As you may have already realized, this is an application of divide and conquer strategy, but with multiple ways of subdividing an instance, each of which needs to be evaluated. Precise calculations are beyond the scope of this post, but since we have 6 recursive calls in the worst case scenario and we can hope at best to halve the complexity of the expressions under examinations at each level of the recursion, we can expect ∼ 6^{h} calls where *h* is the height of the largest parse tree or ∼ *N*^{log2(6)} ≃ *N*^{2.6} where *N* is its size. In case of unbalanced trees, things can get much worse, like ∼ 5^{N}. I would have to bring a lot more math to bear to support this analysis, but this suggests that it’s going to be a slow to completely impractical algorithms. One thing we can do to improve on it is to use memoization, that is store the results of each comparison of subtrees, and R has a package just for that, `memoize`

. Since there are at most *N* nodes, we can only perform *N*^{2} comparisons, each of which takes only a finite number of steps in addition to the comparisons of the subtrees, which are also stored. By this simple step we have lowered the complexity to *N*^{2} in all cases and simplified the analysis! Albeit some try to identify some minor differences with dynamic programming, recursion with memoization is pretty much the same. A more complete analysis sould take into account not only the depth but also the degree of each node, and most results concerning the comparison of lableled trees, the theoretical version of this problem, contain a dependency on the highest degree (a survey of algorithms for this and related problems is available). Here I am assuming the degree to be bounded by a small constant. It may be an appropriate assumption when dealing with code snippets, but less than adequate when comparing complete programs.

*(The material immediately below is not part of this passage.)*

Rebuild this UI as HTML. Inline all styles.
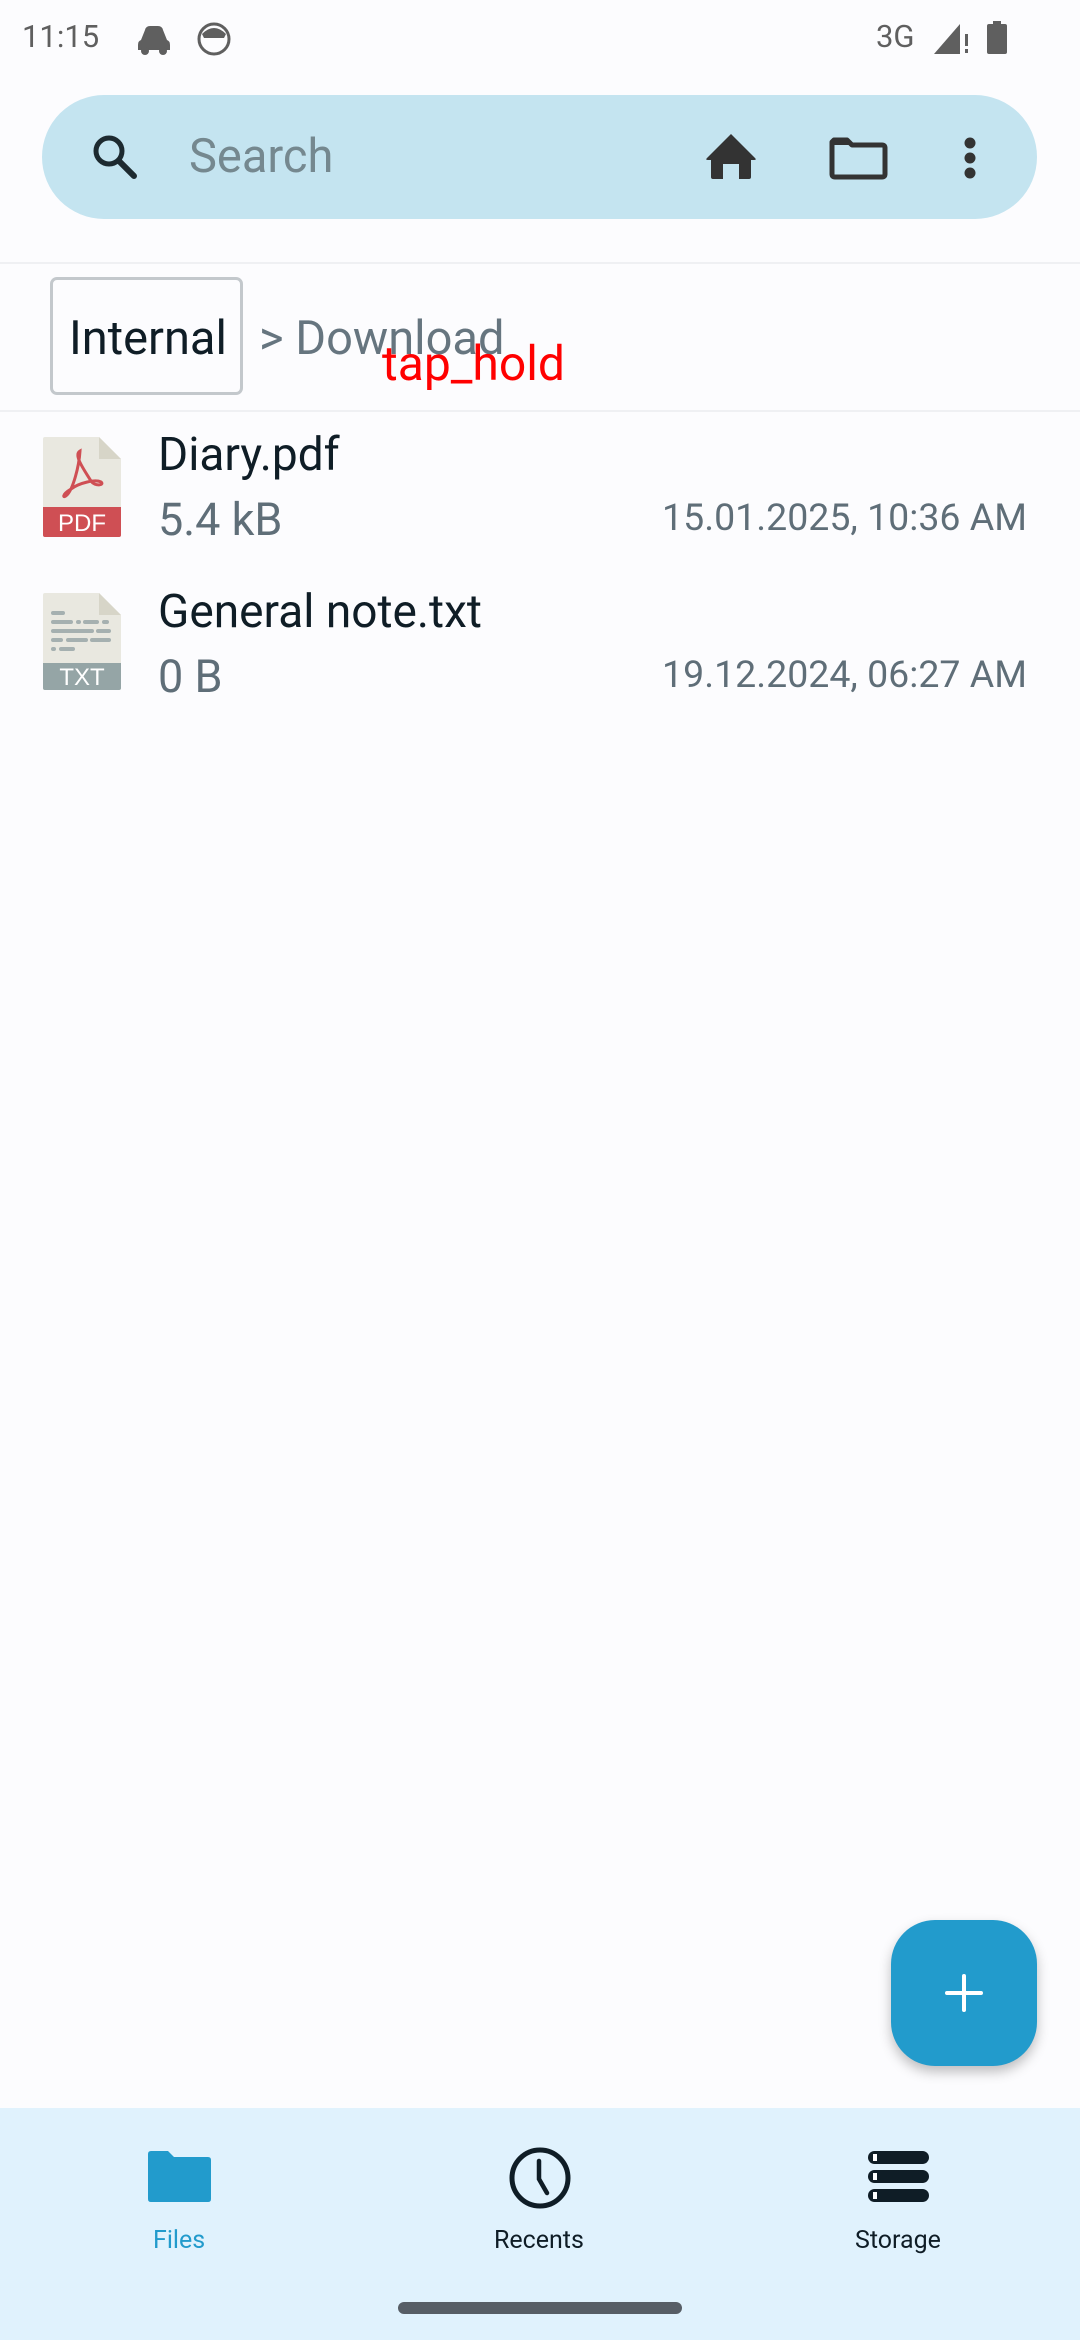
<!DOCTYPE html>
<html><head><meta charset="utf-8"><style>
*{margin:0;padding:0;box-sizing:border-box}
body{width:1080px;height:2340px;background:#fcfcfe;font-family:"Roboto","Liberation Sans",sans-serif;position:relative;overflow:hidden}
.a{position:absolute;white-space:nowrap}
</style></head><body>
<!-- status bar -->
<div class="a" style="left:22px;top:18px;font-size:31px;color:#5f5f5f;">11:15</div>
<svg class="a" style="left:136px;top:22px" width="120" height="34" viewBox="0 0 120 34">
<path d="M5 18 L9 8 Q10 4 14 4 L22 4 Q26 4 27 8 L31 18 Q34 19 34 23 L34 28 L2 28 L2 23 Q2 19 5 18Z" fill="#5f5f5f"/>
<circle cx="9" cy="29" r="4" fill="#5f5f5f"/><circle cx="27" cy="29" r="4" fill="#5f5f5f"/>
<circle cx="78" cy="17" r="15" fill="none" stroke="#5f5f5f" stroke-width="3"/>
<path d="M66 12 Q78 0 90 12 L88 16 L68 16Z" fill="#5f5f5f"/>
</svg>
<div class="a" style="left:876px;top:18px;font-size:31px;color:#5f5f5f;">3G</div>
<svg class="a" style="left:932px;top:20px" width="80" height="36" viewBox="0 0 80 36">
<path d="M2 34 L28 4 L28 34Z" fill="#5f5f5f"/><rect x="33" y="14" width="3" height="12" fill="#5f5f5f"/><rect x="33" y="29" width="3" height="4" fill="#5f5f5f"/>
<rect x="55" y="4" width="20" height="30" rx="2" fill="#5f5f5f"/><rect x="61" y="1" width="8" height="4" fill="#5f5f5f"/>
</svg>
<!-- search bar -->
<div class="a" style="left:42px;top:95px;width:995px;height:124px;border-radius:62px;background:#c4e4f0;"></div>
<svg class="a" style="left:88px;top:130px" width="54" height="54" viewBox="0 0 54 54">
<circle cx="21" cy="21" r="13" fill="none" stroke="#1d2a30" stroke-width="5"/><path d="M31 31 L46 46" stroke="#1d2a30" stroke-width="6" stroke-linecap="round"/>
</svg>
<div class="a" style="left:189px;top:129px;font-size:47px;color:#75888f;">Search</div>
<svg class="a" style="left:700px;top:128px" width="200" height="60" viewBox="0 0 200 60">
<path d="M31 6 L7 30 Q5 32 8 32 L11 32 L11 49 Q11 51 13 51 L23 51 L23 36 L39 36 L39 51 L49 51 Q51 51 51 49 L51 32 L54 32 Q57 32 55 30Z" fill="#333"/>
<path d="M134 12 L147 12 L152 17 L182 17 Q185 17 185 20 L185 46 Q185 49 182 49 L135 49 Q132 49 132 46 L132 14Z" fill="none" stroke="#333" stroke-width="5" stroke-linejoin="round"/>
<path d="M134 12 L147 12 L151 17 L134 17Z" fill="#333"/>
</svg>
<svg class="a" style="left:955px;top:130px" width="30" height="56" viewBox="0 0 30 56">
<circle cx="15" cy="13" r="5.5" fill="#333"/><circle cx="15" cy="28" r="5.5" fill="#333"/><circle cx="15" cy="43" r="5.5" fill="#333"/>
</svg>
<!-- breadcrumb -->
<div class="a" style="left:0;top:262px;width:1080px;height:2px;background:#eff0f3;"></div>
<div class="a" style="left:50px;top:277px;width:193px;height:118px;border:3px solid #c3c8cc;border-radius:7px;background:#fcfcfe;"></div>
<div class="a" style="left:69px;top:311px;font-size:47px;color:#0f1d26;">Internal</div>
<div class="a" style="left:259px;top:311px;font-size:47px;color:#66757f;">&gt; Download</div>
<div class="a" style="left:382px;top:335px;font-size:48px;color:#ff0000;">tap_hold</div>
<div class="a" style="left:0;top:410px;width:1080px;height:2px;background:#eff0f3;"></div>
<!-- rows -->
<svg class="a" style="left:43px;top:437px" width="78" height="100" viewBox="0 0 78 100">
<path d="M2 0 L56 0 L78 22 L78 98 Q78 100 76 100 L2 100 Q0 100 0 98 L0 2 Q0 0 2 0Z" fill="#e9e8e0"/>
<path d="M56 0 L78 22 L56 22Z" fill="#d7d5c8"/>
<path d="M0 70 L78 70 L78 98 Q78 100 76 100 L2 100 Q0 100 0 98Z" fill="#cf4f54"/>
<text x="39" y="94" font-family="Liberation Sans,sans-serif" font-size="24" fill="#fff" text-anchor="middle">PDF</text>
<path d="M37 14 C30 18 42 34 48 44 C52 50 62 48 58 45 C52 42 36 46 28 52 C18 58 20 62 24 58 C30 52 36 30 37 14Z" fill="none" stroke="#cf4f54" stroke-width="3"/>
</svg>
<div class="a" style="left:158px;top:428px;font-size:46px;color:#0f1d26;">Diary.pdf</div>
<div class="a" style="left:158px;top:493px;font-size:45px;color:#5f6e78;">5.4 kB</div>
<div class="a" style="right:53px;top:496px;font-size:37.5px;color:#5f6e78;">15.01.2025, 10:36 AM</div>

<svg class="a" style="left:43px;top:593px" width="78" height="97" viewBox="0 0 78 97">
<path d="M2 0 L56 0 L78 22 L78 95 Q78 97 76 97 L2 97 Q0 97 0 95 L0 2 Q0 0 2 0Z" fill="#e9e8e0"/>
<path d="M56 0 L78 22 L56 22Z" fill="#d7d5c8"/>
<path d="M0 70 L78 70 L78 95 Q78 97 76 97 L2 97 Q0 97 0 95Z" fill="#95a5a6"/>
<text x="39" y="92" font-family="Liberation Sans,sans-serif" font-size="24" fill="#fff" text-anchor="middle">TXT</text>
<g stroke="#a5b0b0" stroke-width="4" stroke-linecap="round">
<path d="M10 20 L20 20 M10 29 L28 29 M35 29 L36 29 M42 29 L54 29 M61 29 L64 29 M10 38 L49 38 M55 38 L66 38 M10 47 L18 47 M25 47 L43 47 M49 47 L66 47 M10 56 L11 56 M18 56 L30 56"/></g>
</svg>
<div class="a" style="left:158px;top:585px;font-size:46px;color:#0f1d26;">General note.txt</div>
<div class="a" style="left:158px;top:650px;font-size:45px;color:#5f6e78;">0 B</div>
<div class="a" style="right:53px;top:653px;font-size:37.5px;color:#5f6e78;">19.12.2024, 06:27 AM</div>
<!-- FAB -->
<div class="a" style="left:891px;top:1920px;width:146px;height:146px;border-radius:44px;background:#229bcc;box-shadow:0 6px 12px rgba(0,0,0,0.25);"></div>
<svg class="a" style="left:941px;top:1970px" width="46" height="46" viewBox="0 0 46 46"><path d="M23 6 L23 40 M6 23 L40 23" stroke="#fff" stroke-width="4" stroke-linecap="round"/></svg>
<!-- bottom nav -->
<div class="a" style="left:0;top:2108px;width:1080px;height:232px;background:#e0f2fd;"></div>
<svg class="a" style="left:148px;top:2151px" width="64" height="52" viewBox="0 0 64 52">
<path d="M3 0 L20 0 L26 6 L60 6 Q63 6 63 9 L63 48 Q63 51 60 51 L3 51 Q0 51 0 48 L0 3 Q0 0 3 0Z" fill="#229bcc"/></svg>
<div class="a" style="left:153px;top:2226px;font-size:25px;color:#229bcc;">Files</div>
<svg class="a" style="left:506px;top:2144px" width="68" height="68" viewBox="0 0 68 68">
<circle cx="34" cy="34" r="28" fill="none" stroke="#0f1d26" stroke-width="5"/><path d="M33 17 L33 35 L41 49" fill="none" stroke="#0f1d26" stroke-width="4.5" stroke-linecap="round"/></svg>
<div class="a" style="left:494px;top:2226px;font-size:25px;color:#0f1d26;">Recents</div>
<svg class="a" style="left:866px;top:2151px" width="64" height="52" viewBox="0 0 64 52">
<g fill="#0f1d26"><rect x="2" y="0" width="61" height="13" rx="6.5"/><rect x="2" y="19" width="61" height="13" rx="6.5"/><rect x="2" y="38" width="61" height="13" rx="6.5"/></g>
<g fill="#fff"><rect x="7" y="3" width="4" height="7"/><rect x="7" y="22" width="4" height="7"/><rect x="7" y="41" width="4" height="7"/></g></svg>
<div class="a" style="left:855px;top:2226px;font-size:25px;color:#0f1d26;">Storage</div>
<div class="a" style="left:398px;top:2302px;width:284px;height:12px;border-radius:6px;background:#575e66;"></div>
</body></html>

Where do we go from here? An *N*^{2} algorithm is not going to become a workhorse for source code control. Diffing the above `magrittr`

function takes several minutes. Diffing is a common operation and performance needs to scale well with program size. The aforementioned survey describes advanced algorithms that chip at the complexity a little, but they don’t change the big picture. A faster language rewrite is always an option, but the asymptotic complexity would be the same. A more promising approach may be to focus on the specific case of large programs with small differences, which is the most common usage scenario for this type of programs and I am working on an idea related to the *branch and bound* technique. Speed is not quite enough, though. We also need to produce output in a well known format for integration with other components in a versioning system. A possible candidate is the unified diff format, which is in widespread use but can only report changes at the line level, negating some of the advantages of the new algorithm. If you have any suggestions, particularly on this issue, they are welcome, as are pull requests.